Problem
All lines featuring the string "styled" are to be listed.

Data segment
# # # #

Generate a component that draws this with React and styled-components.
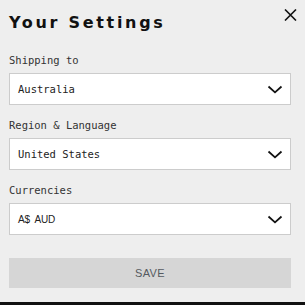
import React from "react";
import styled, { createGlobalStyle } from "styled-components";

const Global = createGlobalStyle`
  html, body { margin: 0; padding: 0; background: #eeeeee; }
  body { font-family: "DejaVu Sans Mono", monospace; }
  *, *::before, *::after { box-sizing: border-box; }
`;

const Panel = styled.div`
  position: relative;
  background: #eeeeee;
  padding: 0 14px 0 9px;
  width: 305px;
`;

const Header = styled.div`
  height: 53px;
  display: flex;
  align-items: flex-start;
`;

const Title = styled.h1`
  margin: 12px 0 0 0;
  font-family: "DejaVu Sans", sans-serif;
  font-weight: 700;
  font-size: 16px;
  line-height: 22px;
  letter-spacing: 2.7px;
  color: #111111;
`;

const Close = styled.button`
  position: absolute;
  top: 8px;
  right: 8px;
  width: 14px;
  height: 14px;
  padding: 0;
  border: 0;
  background: transparent;
  display: flex;
  align-items: center;
  justify-content: center;
`;

const Field = styled.div`
  display: flex;
  flex-direction: column;
  margin-bottom: ${(p) => p.$gap}px;
`;

const Label = styled.div`
  font-family: "DejaVu Sans Mono", monospace;
  font-size: 10.5px;
  line-height: 14px;
  color: #333333;
  margin-bottom: 6px;
`;

const Select = styled.div`
  height: 32px;
  border: 1px solid #cccccc;
  background: #ffffff;
  display: flex;
  align-items: center;
  justify-content: space-between;
  padding: 0 7px 0 8px;
`;

const Value = styled.span`
  font-family: ${(p) =>
    p.$sans ? '"Liberation Sans", Arial, sans-serif' : '"DejaVu Sans Mono", monospace'};
  font-size: ${(p) => (p.$sans ? "10px" : "10.5px")};
  color: #222222;
  letter-spacing: ${(p) => (p.$sans ? "-0.2px" : "0")};
  white-space: pre;
`;

const SaveButton = styled.button`
  display: block;
  width: 282px;
  height: 30px;
  border: 0;
  background: #d6d6d6;
  font-family: "Liberation Sans", Arial, sans-serif;
  font-size: 11px;
  letter-spacing: 0.4px;
  color: #555a60;
  padding: 0;
  margin: 0;
`;

const Footer = styled.div`
  margin-top: 14px;
  height: 10px;
  background: #111111;
`;

const Chevron = () => (
  <svg width="16" height="9" viewBox="0 0 16 9">
    <path d="M1.5 1.5 L8 7.3 L14.5 1.5" fill="none" stroke="#111" strokeWidth="1.8" />
  </svg>
);

const fields = [
  { label: "Shipping to", value: "Australia" },
  { label: "Region & Language", value: "United States" },
  { label: "Currencies", value: "A$  AUD", sans: true },
];

export default function App() {
  return (
    <>
      <Global />
      <Panel>
        <Header>
          <Title>Your Settings</Title>
          <Close aria-label="Close">
            <svg width="13" height="12" viewBox="0 0 13 12">
              <path d="M1 0.5 L12 11.5 M12 0.5 L1 11.5" stroke="#111" strokeWidth="1.6" />
            </svg>
          </Close>
        </Header>
        {fields.map((f, i) => (
          <Field key={f.label} $gap={i === fields.length - 1 ? 23 : 13}>
            <Label>{f.label}</Label>
            <Select>
              <Value $sans={f.sans}>{f.value}</Value>
              <Chevron />
            </Select>
          </Field>
        ))}
        <SaveButton>SAVE</SaveButton>
      </Panel>
      <Footer />
    </>
  );
}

# # # #

Full output
Generate a component that draws this with React and styled-components.
import styled, { createGlobalStyle } from "styled-components";
const Panel = styled.div`
const Header = styled.div`
const Title = styled.h1`
const Close = styled.button`
const Field = styled.div`
const Label = styled.div`
const Select = styled.div`
const Value = styled.span`
const SaveButton = styled.button`
const Footer = styled.div`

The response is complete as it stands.